*Task brief:*
Copy whichever lines contain the string "screenshot".

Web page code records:
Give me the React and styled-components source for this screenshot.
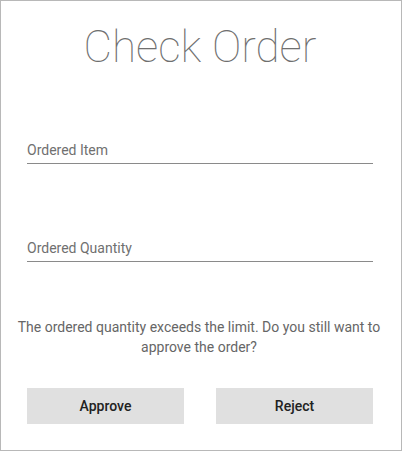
import React from "react";
import styled, { createGlobalStyle } from "styled-components";

const GlobalStyle = createGlobalStyle`
  body {
    margin: 0;
    font-family: Roboto, "Liberation Sans", sans-serif;
    background: #fff;
  }
`;

const Dialog = styled.div`
  box-sizing: border-box;
  width: 402px;
  height: 451px;
  border: 1px solid #b8b8b8;
  padding: 0 28px 0 26px;
  display: flex;
  flex-direction: column;
`;

const Title = styled.h1`
  margin: 20px 0 0;
  font-size: 44px;
  font-weight: 100;
  line-height: 52px;
  color: #6f6f6f;
  text-align: center;
`;

const Field = styled.div`
  margin-top: ${p => p.top}px;
  border-bottom: 1px solid #8a8a8a;
  padding-bottom: 5px;
  font-size: 14px;
  line-height: 16px;
  color: #707070;
`;

const Message = styled.p`
  margin: 55px -16px 0 -18px;
  font-size: 14px;
  line-height: 20px;
  color: #666;
  text-align: center;
`;

const Actions = styled.div`
  margin-top: 31px;
  display: flex;
  justify-content: space-between;
`;

const Button = styled.button`
  width: 157px;
  height: 36px;
  border: none;
  background: #e0e0e0;
  font-family: inherit;
  font-size: 14px;
  font-weight: 500;
  color: #222;
  padding: 0;
`;

export default function App() {
  return (
    <>
      <GlobalStyle />
      <Dialog>
        <Title>Check Order</Title>
        <Field top={69}>Ordered Item</Field>
        <Field top={76}>Ordered Quantity</Field>
        <Message>
          The ordered quantity exceeds the limit. Do you still want to approve the order?
        </Message>
        <Actions>
          <Button>Approve</Button>
          <Button>Reject</Button>
        </Actions>
      </Dialog>
    </>
  );
}
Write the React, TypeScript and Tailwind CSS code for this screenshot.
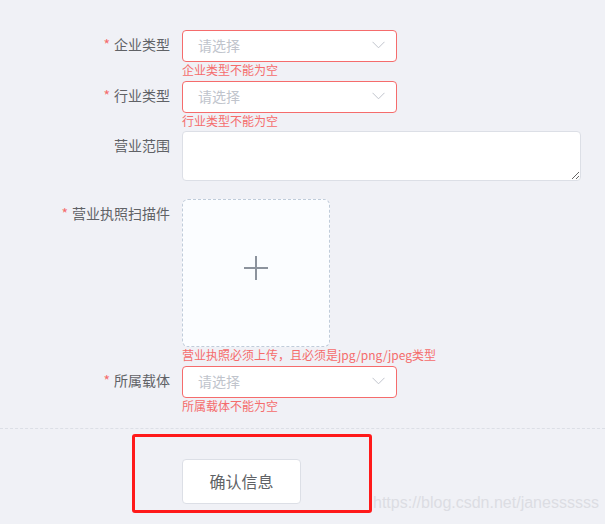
import React from "react"

const font = { fontFamily: '"Noto Sans CJK SC", "Liberation Sans", sans-serif' }

function Label({ text, required }: { text: string; required?: boolean }) {
  return (
    <div className="w-[182px] shrink-0 pr-3 text-right text-sm leading-[29px] text-[#606266]">
      {required && <span className="mr-1 text-[#f56c6c]">*</span>}
      {text}
    </div>
  )
}

function Select() {
  return (
    <div className="flex h-8 w-[215px] items-center justify-between rounded border border-[#f56c6c] bg-white pb-[2px] pl-[15px] pr-[11px]">
      <span className="text-sm text-[#c0c4cc]">请选择</span>
      <svg width="13" height="8" viewBox="0 0 13 8" fill="none">
        <polyline points="0.5,0.8 6.5,6.8 12.5,0.8" stroke="#c0c4cc" strokeWidth="1" />
      </svg>
    </div>
  )
}

function Error({ text, h }: { text: string; h: string }) {
  return <div className={`${h} pt-[2px] text-xs leading-none text-[#f56c6c]`}>{text}</div>
}

export default function App() {
  return (
    <div className="relative min-h-[524px] overflow-hidden bg-[#f0f1f6]" style={font}>
      <div className="pt-[30px]">
        <div className="flex">
          <Label text="企业类型" required />
          <div>
            <Select />
            <Error text="企业类型不能为空" h="h-[19px]" />
          </div>
        </div>
        <div className="flex">
          <Label text="行业类型" required />
          <div>
            <Select />
            <Error text="行业类型不能为空" h="h-[18px]" />
          </div>
        </div>
        <div className="mb-[18px] flex">
          <Label text="营业范围" />
          <textarea className="block h-[50px] w-[399px] rounded border border-[#dcdfe6] bg-white px-[15px] py-[5px] text-sm outline-none" />
        </div>
        <div className="flex">
          <Label text="营业执照扫描件" required />
          <div>
            <div className="flex h-[148px] w-[148px] items-center justify-center rounded-md border border-dashed border-[#c0ccda] bg-[#fbfdff]">
              <svg width="24" height="24" viewBox="0 0 24 24" className="mb-[10px]">
                <path d="M0 12h24M12 0v24" stroke="#8c939d" strokeWidth="2" />
              </svg>
            </div>
            <Error text="营业执照必须上传，且必须是jpg/png/jpeg类型" h="h-[19px]" />
          </div>
        </div>
        <div className="flex">
          <Label text="所属载体" required />
          <div>
            <Select />
            <Error text="所属载体不能为空" h="h-[30px]" />
          </div>
        </div>
      </div>

      <div className="border-t border-dashed border-[#dcdfe6]" />

      <div className="ml-[132px] mt-[5px] h-[79px] w-[240px] rounded-[3px] border-[3px] border-[#ff1a1a] pl-[47px] pt-[22px]">
        <button className="h-[45px] w-[119px] rounded border border-[#dcdfe6] bg-white pb-[2px] text-base text-[#606266]">
          确认信息
        </button>
      </div>

      <div
        className="absolute left-[373px] top-[491px] text-base text-[#dcdde3]"
        style={{ fontFamily: '"Liberation Sans", Arial, sans-serif' }}
      >
        https://blog.csdn.net/janessssss
      </div>
    </div>
  )
}
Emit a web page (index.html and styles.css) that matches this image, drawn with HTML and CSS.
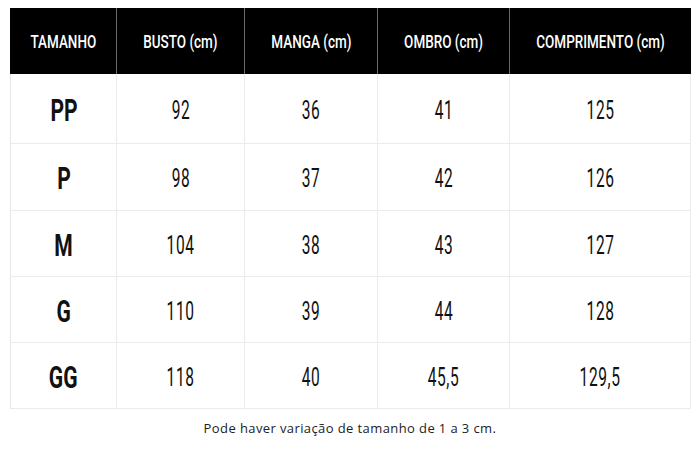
FILE: index.html
```html
<!DOCTYPE html>
<html lang="pt">
<head>
<meta charset="utf-8">
<link rel="stylesheet" href="styles.css">
</head>
<body>
<div class="chart">
  <div class="grid">
    <div class="hd"><span>TAMANHO</span></div>
    <div class="hd"><span>BUSTO (cm)</span></div>
    <div class="hd"><span>MANGA (cm)</span></div>
    <div class="hd"><span>OMBRO (cm)</span></div>
    <div class="hd"><span>COMPRIMENTO (cm)</span></div>

    <div class="cell size"><span>PP</span></div>
    <div class="cell"><span>92</span></div>
    <div class="cell"><span>36</span></div>
    <div class="cell"><span>41</span></div>
    <div class="cell"><span>125</span></div>

    <div class="cell size"><span>P</span></div>
    <div class="cell"><span>98</span></div>
    <div class="cell"><span>37</span></div>
    <div class="cell"><span>42</span></div>
    <div class="cell"><span>126</span></div>

    <div class="cell size"><span>M</span></div>
    <div class="cell"><span>104</span></div>
    <div class="cell"><span>38</span></div>
    <div class="cell"><span>43</span></div>
    <div class="cell"><span>127</span></div>

    <div class="cell size"><span>G</span></div>
    <div class="cell"><span>110</span></div>
    <div class="cell"><span>39</span></div>
    <div class="cell"><span>44</span></div>
    <div class="cell"><span>128</span></div>

    <div class="cell size"><span>GG</span></div>
    <div class="cell"><span>118</span></div>
    <div class="cell"><span>40</span></div>
    <div class="cell"><span>45,5</span></div>
    <div class="cell"><span>129,5</span></div>
  </div>
  <p class="note">Pode haver variação de tamanho de 1 a 3 cm.</p>
</div>
</body>
</html>
```
FILE: styles.css
```css
html, body {
  margin: 0;
  padding: 0;
  background: #ffffff;
}
.chart {
  width: 700px;
  height: 451px;
  padding: 8px 0 0 10px;
  box-sizing: border-box;
}
.grid {
  display: grid;
  grid-template-columns: 106px 128px 133px 132px 181px;
  grid-template-rows: 66px 70px 67px 66px 66px 66px;
  width: 680px;
  border-left: 1px solid #e6e6e6;
  box-sizing: border-box;
}
.hd, .cell {
  display: flex;
  align-items: center;
  justify-content: center;
  box-sizing: border-box;
  font-family: "Roboto", "DejaVu Sans", sans-serif;
}
.hd span, .cell span {
  display: inline-block;
  white-space: nowrap;
}
.hd {
  background: #000;
  color: #fff;
  border-right: 1px solid #6a6a6a;
  font-size: 19px;
  font-weight: 500;
}
.hd:first-child {
  margin-left: -1px;
}
.hd:nth-child(5) {
  border-right: none;
}
.hd span {
  transform: scaleX(0.71);
}
.cell {
  border-right: 1px solid #ebebeb;
  border-bottom: 1px solid #ebebeb;
  color: #111;
  font-size: 25px;
  font-weight: 400;
  padding-top: 3px;
}
.cell span {
  transform: scaleX(0.62);
  letter-spacing: 1px;
  margin-right: -1px;
}
.cell.size {
  font-size: 31px;
  font-weight: 700;
}
.cell.size span {
  transform: scaleX(0.68);
  letter-spacing: 0;
  margin-right: 0;
}
.note {
  margin: 10px 0 0 0;
  width: 680px;
  text-align: center;
  font-family: "Open Sans", "DejaVu Sans", sans-serif;
  font-size: 13px;
  color: #222;
  letter-spacing: 0.4px;
}
```
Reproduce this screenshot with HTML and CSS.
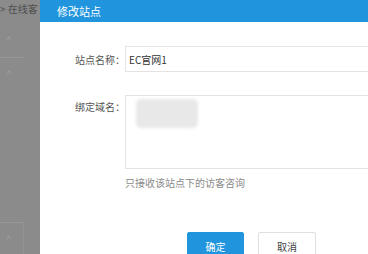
FILE: index.html
```html
<!DOCTYPE html>
<html lang="zh">
<head>
<meta charset="utf-8">
<link rel="stylesheet" href="styles.css">
</head>
<body>
<div class="page">
  <aside class="backdrop">
    <div class="crumb">&gt; 在线客</div>
    <div class="bg-row first"><span class="chev">^</span></div>
    <div class="bg-row"><span class="chev">^</span></div>
    <div class="bg-spacer"></div>
    <div class="bg-row bottom"><span class="chev">^</span></div>
  </aside>
  <section class="modal">
    <header class="modal-head">修改站点</header>
    <div class="modal-body">
      <div class="field">
        <label class="label">站点名称：</label>
        <input class="input" type="text" value="EC官网1">
      </div>
      <div class="field area-field">
        <label class="label">绑定域名：</label>
        <div class="area-wrap">
          <div class="textarea"><span class="blur"></span></div>
          <p class="hint">只接收该站点下的访客咨询</p>
        </div>
      </div>
      <div class="actions">
        <button class="btn primary">确定</button>
        <button class="btn">取消</button>
      </div>
    </div>
  </section>
</div>
</body>
</html>
```
FILE: styles.css
```css
html, body {
  margin: 0;
  padding: 0;
  width: 368px;
  height: 254px;
  overflow: hidden;
  font-family: "Microsoft YaHei", "Noto Sans CJK SC", "Liberation Sans", sans-serif;
}
.page {
  display: flex;
  width: 368px;
  height: 254px;
  overflow: hidden;
}
.backdrop {
  width: 40px;
  flex: none;
  background: #8b8b8b;
  display: flex;
  flex-direction: column;
  overflow: hidden;
}
.crumb {
  height: 23px;
  line-height: 17px;
  font-size: 10px;
  color: #4e4e4e;
  white-space: nowrap;
}
.bg-row {
  height: 31px;
  width: 24px;
  display: flex;
  align-items: center;
  padding-left: 6px;
  box-sizing: border-box;
}
.bg-row.first {
  height: 35px;
  border-bottom: 1px solid #979797;
}
.bg-row.bottom {
  border-top: 1px solid #979797;
  border-right: 1px solid #939393;
  height: 32px;
}
.bg-spacer {
  flex: 1;
}
.chev {
  color: #a0a0a0;
  font-size: 10px;
  line-height: 1;
}
.modal {
  width: 420px;
  flex: none;
  background: #fff;
  display: flex;
  flex-direction: column;
}
.modal-head {
  height: 23px;
  background: #2095dd;
  color: #fff;
  font-size: 11px;
  line-height: 22px;
  padding-left: 17px;
}
.modal-body {
  padding-top: 24px;
  display: flex;
  flex-direction: column;
}
.field {
  display: flex;
  align-items: center;
}
.area-field {
  align-items: flex-start;
  margin-top: 23px;
}
.label {
  flex: none;
  width: 85px;
  text-align: right;
  box-sizing: border-box;
  font-size: 10px;
  color: #555;
  white-space: nowrap;
}
.area-field .label {
  line-height: 24px;
}
.input {
  flex: none;
  width: 280px;
  height: 26px;
  box-sizing: border-box;
  border: 1px solid #e3e3e3;
  padding: 0 3px;
  font-family: inherit;
  font-size: 10px;
  color: #333;
  outline: none;
  margin: 0;
}
.area-wrap {
  flex: none;
  display: flex;
  flex-direction: column;
}
.textarea {
  width: 280px;
  height: 74px;
  box-sizing: border-box;
  border: 1px solid #e3e3e3;
  padding: 3px 10px;
}
.blur {
  display: block;
  width: 62px;
  height: 29px;
  background: #e8e8e8;
  border-radius: 5px;
  filter: blur(1.5px);
}
.hint {
  margin: 7px 0 0;
  font-size: 10px;
  color: #8a8a8a;
  line-height: 14px;
}
.actions {
  margin-top: 42px;
  padding-left: 147px;
  display: flex;
  gap: 14px;
}
.btn {
  width: 58px;
  height: 28px;
  border: 1px solid #e0e0e0;
  background: #fff;
  font-family: inherit;
  font-size: 10px;
  color: #444;
  border-radius: 2px;
  padding: 0;
}
.btn.primary {
  width: 57px;
  background: #2095dd;
  border-color: #2095dd;
  color: #fff;
}
```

*Solved exercise:*
Give me the React and styled-components source for this screenshot.
Write the React, TypeScript and Tailwind CSS code for this screenshot.
Reproduce this screenshot with HTML and CSS.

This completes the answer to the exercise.